Photographing Spring Wildflowers

Today’s blog article was written by Rob Stimpson. He is an internationally published, award-winning photographer best known for capturing the wilds of the Canadian outdoors. His outdoor photography workshops – many in Ontario Parks are very popular!

With the arrival of spring, the wildflowers are quickly populating the forest. The overhead canopy of leaves is just starting allowing the spring sun to work its magic on the forest floor. Photographing these flowers is always a treat – so what is the best way to capture them with your camera. Let’s look at a few ways that will help you.

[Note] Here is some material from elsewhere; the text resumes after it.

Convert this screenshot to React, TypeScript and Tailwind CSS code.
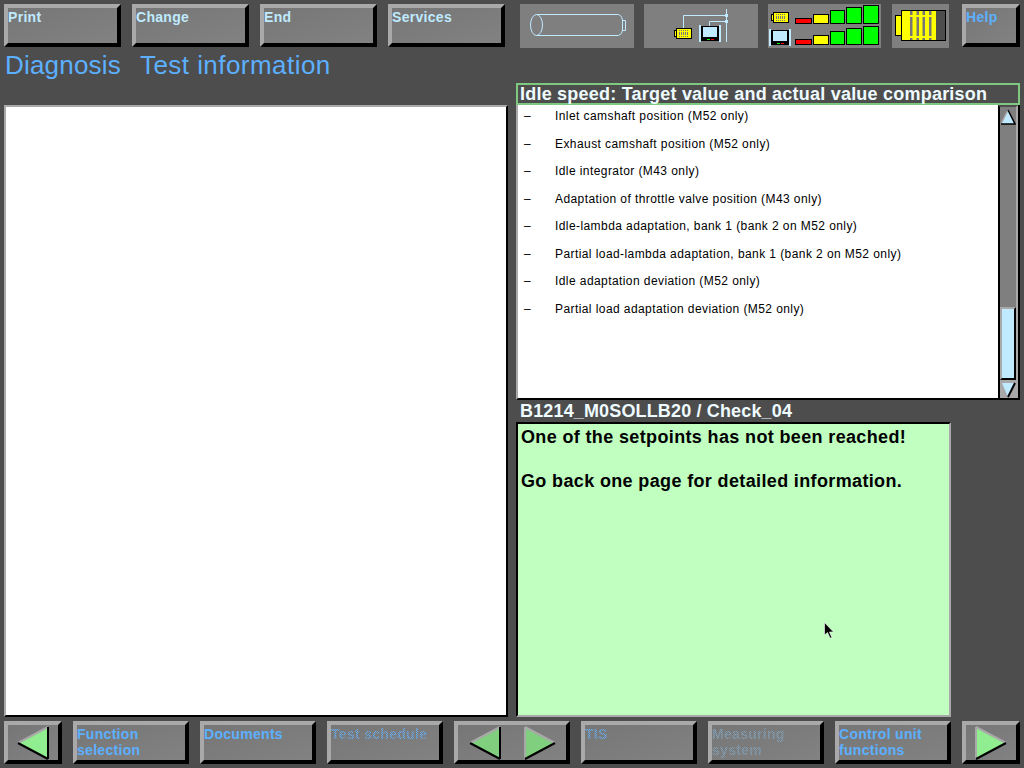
import React from 'react';

const sans = { fontFamily: '"Liberation Sans", Arial, sans-serif' };

const listRows = [
  'Inlet camshaft position (M52 only)',
  'Exhaust camshaft position (M52 only)',
  'Idle integrator (M43 only)',
  'Adaptation of throttle valve position (M43 only)',
  'Idle-lambda adaptation, bank 1 (bank 2 on M52 only)',
  'Partial load-lambda adaptation, bank 1 (bank 2 on M52 only)',
  'Idle adaptation deviation (M52 only)',
  'Partial load adaptation deviation (M52 only)',
];

const BEVEL =
  'border-4 border-t-[#a9a9a9] border-l-[#a9a9a9] border-r-black border-b-black bg-linear-to-br from-[#767676] to-[#828282]';

function Btn({
  label,
  width = 'w-[117px]',
  color = 'text-[#5cb0ff]',
  stipple,
}: {
  label: string;
  width?: string;
  color?: string;
  stipple?: 'bright' | 'dim';
}) {
  const dots =
    stipple === 'dim'
      ? 'inline-block bg-[conic-gradient(#7ea6c4_25%,#808080_0_50%,#7ea6c4_0_75%,#808080_0)] bg-[length:2px_2px] bg-clip-text text-transparent'
      : 'inline-block bg-[conic-gradient(#5cb0ff_25%,#808080_0_50%,#5cb0ff_0_75%,#808080_0)] bg-[length:2px_2px] bg-clip-text text-transparent';
  return (
    <div className={`${BEVEL} ${width} h-[43px] shrink-0 overflow-hidden`}>
      <div className={`whitespace-pre-line text-[14px] font-bold leading-[16px] tracking-[0.3px] pt-[1px] ${color}`}>
        {stipple ? <span className={dots}>{label}</span> : label}
      </div>
    </div>
  );
}

function Arrow({ dir, fill }: { dir: 'left' | 'right'; fill: string }) {
  return (
    <svg width="32" height="34" viewBox="0 0 32 34" className="block">
      {dir === 'left' ? (
        <>
          <polygon points="1,17 31,1 31,33" fill={fill} />
          <line x1="1" y1="17" x2="31" y2="1" stroke="#a9a9a9" strokeWidth="2" />
          <line x1="1" y1="17" x2="31" y2="33" stroke="#000" strokeWidth="2" />
          <line x1="31" y1="1" x2="31" y2="33" stroke="#000" strokeWidth="2" />
        </>
      ) : (
        <>
          <polygon points="1,1 31,17 1,33" fill={fill} />
          <line x1="1" y1="1" x2="31" y2="17" stroke="#a9a9a9" strokeWidth="2" />
          <line x1="1" y1="1" x2="1" y2="33" stroke="#a9a9a9" strokeWidth="2" />
          <line x1="1" y1="33" x2="31" y2="17" stroke="#000" strokeWidth="2" />
        </>
      )}
    </svg>
  );
}

function Plug({ x, y }: { x: number; y: number }) {
  return (
    <g transform={`translate(${x} ${y})`}>
      <rect x="0.5" y="2.5" width="2" height="6" fill="#ff0" stroke="#000" />
      <rect x="2.5" y="0.5" width="15" height="10" fill="#ff0" stroke="#000" />
      {[5, 7, 9, 11, 13].map(s => (
        <line key={s} x1={s + 0.5} y1="2" x2={s + 0.5} y2="9" stroke="#777" />
      ))}
      <line x1="4" y1="3.5" x2="14" y2="3.5" stroke="#ff0" />
      <line x1="4" y1="7.5" x2="14" y2="7.5" stroke="#ff0" />
    </g>
  );
}

function Monitor({ x, y }: { x: number; y: number }) {
  return (
    <g transform={`translate(${x} ${y})`}>
      <rect x="1" y="1" width="20" height="15" fill="#000" />
      <rect x="4" y="2" width="14" height="10" fill="#bfeaff" />
      <rect x="0" y="0" width="2" height="17" fill="#bfeaff" />
      <rect x="20" y="0" width="2" height="17" fill="#bfeaff" />
      <rect x="8" y="14" width="3" height="1" fill="#0f0" />
      <rect x="12" y="14" width="3" height="1" fill="#f00" />
    </g>
  );
}

function Cylinder() {
  return (
    <svg width="114" height="44" viewBox="0 0 114 44" fill="none" stroke="#bfeaff" strokeWidth="1">
      <ellipse cx="16.5" cy="21" rx="6" ry="10.5" />
      <path d="M16.5 10.5H98.5Q102.5 12 102.5 16V26Q102.5 30 98.5 31.5H16.5" />
      <path d="M102.5 16.5H105.5V26.5H102.5" />
    </svg>
  );
}

function Network() {
  return (
    <svg width="114" height="44" viewBox="0 0 114 44" fill="none">
      <path d="M82.5 5V38M39.5 24V11.5H82.5M65.5 22V17.5H82.5" stroke="#bfeaff" />
      <rect x="81" y="10" width="3" height="3" fill="#bfeaff" />
      <rect x="81" y="16" width="3" height="3" fill="#bfeaff" />
      <Plug x={30} y={24} />
      <Monitor x={55} y={21} />
    </svg>
  );
}

function Signal() {
  const bars = [
    { x: 27, w: 17, h: 6, c: '#f00' },
    { x: 45, w: 16, h: 10, c: '#ff0' },
    { x: 62, w: 15, h: 14, c: '#0f0' },
    { x: 78, w: 16, h: 17, c: '#0f0' },
    { x: 95, w: 16, h: 19, c: '#0f0' },
  ];
  return (
    <svg width="113" height="44" viewBox="0 0 113 44">
      <Plug x={3} y={8} />
      <Monitor x={1} y={25} />
      {[20, 41].map(b =>
        bars.map(r => (
          <rect
            key={`${b}-${r.x}`}
            x={r.x + 0.5}
            y={b - r.h + 0.5}
            width={r.w - 1}
            height={r.h - 1}
            fill={r.c}
            stroke="#000"
          />
        )),
      )}
    </svg>
  );
}

function BigPlug() {
  return (
    <svg width="57" height="44" viewBox="0 0 57 44">
      <rect x="3.5" y="11.5" width="6" height="20" fill="#ff0" stroke="#000" />
      <rect x="9.5" y="6.5" width="44" height="30" fill="#4d4d4d" stroke="#000" />
      <rect x="10" y="7" width="34" height="29" fill="#ff0" />
      {[18, 24.5, 30.5, 37].map(s => (
        <g key={s} fill="#777">
          <rect x={s} y="7" width="2.5" height="4" />
          <rect x={s} y="13" width="2.5" height="19" />
          <rect x={s} y="34" width="2.5" height="2" />
        </g>
      ))}
    </svg>
  );
}

function Panel({ width, children }: { width: string; children: React.ReactNode }) {
  return <div className={`${width} h-[44px] bg-[#7f7f7f] shrink-0`}>{children}</div>;
}

export default function App() {
  return (
    <div style={sans} className="relative w-[1024px] h-[768px] bg-[#4d4d4d] flex flex-col overflow-hidden">
      {/* top bar */}
      <div className="flex pt-1 pl-1 h-[48px] shrink-0">
        <div className="flex gap-[11px]">
          <Btn label="Print" color="text-[#bfeaff]" />
          <Btn label="Change" color="text-[#bfeaff]" />
          <Btn label="End" color="text-[#bfeaff]" />
          <Btn label="Services" color="text-[#bfeaff]" />
        </div>
        <div className="flex gap-[10px] ml-[15px]">
          <Panel width="w-[114px]"><Cylinder /></Panel>
          <Panel width="w-[114px]"><Network /></Panel>
          <Panel width="w-[113px]"><Signal /></Panel>
        </div>
        <div className="ml-[11px]">
          <Panel width="w-[57px]"><BigPlug /></Panel>
        </div>
        <div className="ml-[13px]">
          <Btn label="Help" width="w-[58px]" />
        </div>
      </div>

      <div className="flex gap-[19px] pl-[5px] h-[35px] shrink-0 text-[26px] leading-[34px] text-[#5cb0ff]">
        <span className="tracking-[0.2px]">Diagnosis</span>
        <span className="tracking-[0.45px]">Test information</span>
      </div>

      {/* main */}
      <div className="flex h-[634px] pl-1 shrink-0">
        <div className="w-[504px] mt-[22px] bg-white border-2 border-t-[#a9a9a9] border-l-[#a9a9a9] border-r-black border-b-black shrink-0" />
        <div className="ml-[8px] w-[504px] flex flex-col">
          <div className="h-[22px] shrink-0 border-2 border-[#7fc87f] pl-[2px] text-[18px] font-bold leading-[18px] text-[#eefbff] tracking-[0.22px] whitespace-nowrap">
            Idle speed: Target value and actual value comparison
          </div>
          <div className="h-[295px] shrink-0 flex bg-white border-2 border-t-0 border-l-[#a9a9a9] border-r-black border-b-black">
            <div className="flex-1 pl-[6px] pt-[1px] text-[12px] text-black tracking-[0.42px]">
              {listRows.map(row => (
                <div key={row} className="flex h-[27.5px] leading-[20px]">
                  <span className="w-[31px] shrink-0">–</span>
                  <span className="whitespace-nowrap">{row}</span>
                </div>
              ))}
            </div>
            <div className="w-[20px] shrink-0 bg-[#7f7f7f] border-l-2 border-l-black border-t-2 border-t-[#4d4d4d] border-r-2 border-r-[#a9a9a9] flex flex-col">
              <svg width="16" height="20" viewBox="0 0 16 20" className="block shrink-0">
                <polygon points="8,3 15,17 1,17" fill="#bfeaff" />
                <path d="M8 3L1 17" fill="none" stroke="#a9a9a9" strokeWidth="1.5" />
                <path d="M8 3L15 17H1" fill="none" stroke="#000" strokeWidth="1.5" />
              </svg>
              <div className="flex-1 flex flex-col justify-end">
                <div className="h-[73px] bg-[#bfeaff] border-2 border-t-[#a9a9a9] border-l-[#a9a9a9] border-r-black border-b-black" />
              </div>
              <svg width="16" height="18" viewBox="0 0 16 18" className="block shrink-0">
                <rect width="16" height="18" fill="#a9a9a9" />
                <polygon points="2,3 15,3 8,17" fill="#bfeaff" />
                <path d="M15 3L8 17" fill="none" stroke="#000" strokeWidth="2" />
              </svg>
            </div>
          </div>
          <div className="h-[22px] shrink-0 pl-[4px] pt-[1px] text-[18px] font-bold leading-[20px] text-[#eefbff] tracking-[0.15px] whitespace-nowrap">
            B1214_M0SOLLB20 / Check_04
          </div>
          <div className="w-[435px] h-[295px] shrink-0 bg-[#c0ffc0] border-2 border-t-black border-l-black border-r-[#a9a9a9] border-b-[#a9a9a9] pl-[3px] pt-[2px] text-[18px] font-bold leading-[22px] text-black tracking-[0.36px]">
            <div>One of the setpoints has not been reached!</div>
            <div className="mt-[22px]">Go back one page for detailed information.</div>
          </div>
        </div>
      </div>

      {/* bottom bar */}
      <div className="flex gap-[11px] pl-1 pt-[4px]">
        <div className={`${BEVEL} w-[58px] h-[43px] flex items-center justify-center`}>
          <Arrow dir="left" fill="#90ee90" />
        </div>
        <Btn label={'Function\nselection'} width="w-[116px]" />
        <Btn label="Documents" width="w-[116px]" />
        <Btn label="Test schedule" width="w-[116px]" stipple="bright" />
        <div className={`${BEVEL} w-[116px] h-[43px] flex items-center justify-center gap-[23px]`}>
          <Arrow dir="left" fill="#7fcf7f" />
          <Arrow dir="right" fill="#7fcf7f" />
        </div>
        <Btn label="TIS" width="w-[116px]" stipple="bright" />
        <Btn label={'Measuring\nsystem'} width="w-[116px]" stipple="dim" />
        <Btn label={'Control unit\nfunctions'} width="w-[116px]" />
        <div className={`${BEVEL} w-[58px] h-[43px] flex items-center justify-center`}>
          <Arrow dir="right" fill="#90ee90" />
        </div>
      </div>

      {/* mouse pointer */}
      <svg width="12" height="18" viewBox="0 0 12 18" className="absolute left-[824px] top-[622px]">
        <path d="M0.5 0.5V13L3.5 10.5L6 16H8L5.5 10H9.5Z" fill="#000" stroke="#fff" strokeWidth="0.6" />
      </svg>
    </div>
  );
}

Lens selection: A macro lens is great – it allows you to get very close to the flower and fill the frame. You have to be very selective here as you cannot achieve great depth of field with these lenses. Make sure the flower is parallel to your digital sensor – which means the top of the composition is the same distance as the bottom to the sensor on your camera, if the camera is tilted, you will find the image might be a little soft at certain points in the composition. The trillium was shot with a 105 macro Nikkor lens.

Perspective: Most of our spring flowers are quite small which means get down on your hands and knees – if your tripod has a centre bar that can be reversed – do so – this allows the camera to be very close to the ground, if you don’t have, boost your ISO which allows faster shutter speeds. The miterwort flower at left is very tiny and requires one to get quite close to the ground to capture it effectively. Make sure your backgrounds aren’t cluttered or it will detract from your centre of interest.

Lighting: Watch for flowers in sunlight with the background in shadow. How do you capture that? First aim your lens at just the flowers – you may want to get right up close to them and meter on just the flower – using that information, re-compose and shoot. Your background should be dark and the flowers nicely exposed – see image of hepatica. If you let the meter take over after you re-compose the result will be lost because your camera will want to also meter the background showing the detail in the shadows.

Patterns: Some flowers grow in groups, such as bunchberry, they can provide some very interesting patterns – watch for them. The image was shot with a 24-70 mm lens @ f8.

Time of day to Shoot: Early morning, late afternoon, after a rain, all work. Don’t forget to bring a small reflector with you to add some light to the flower if it is in shadow. Also bring a pad to kneel down on and watch for other plants – careful you do not step on them. Have Fun!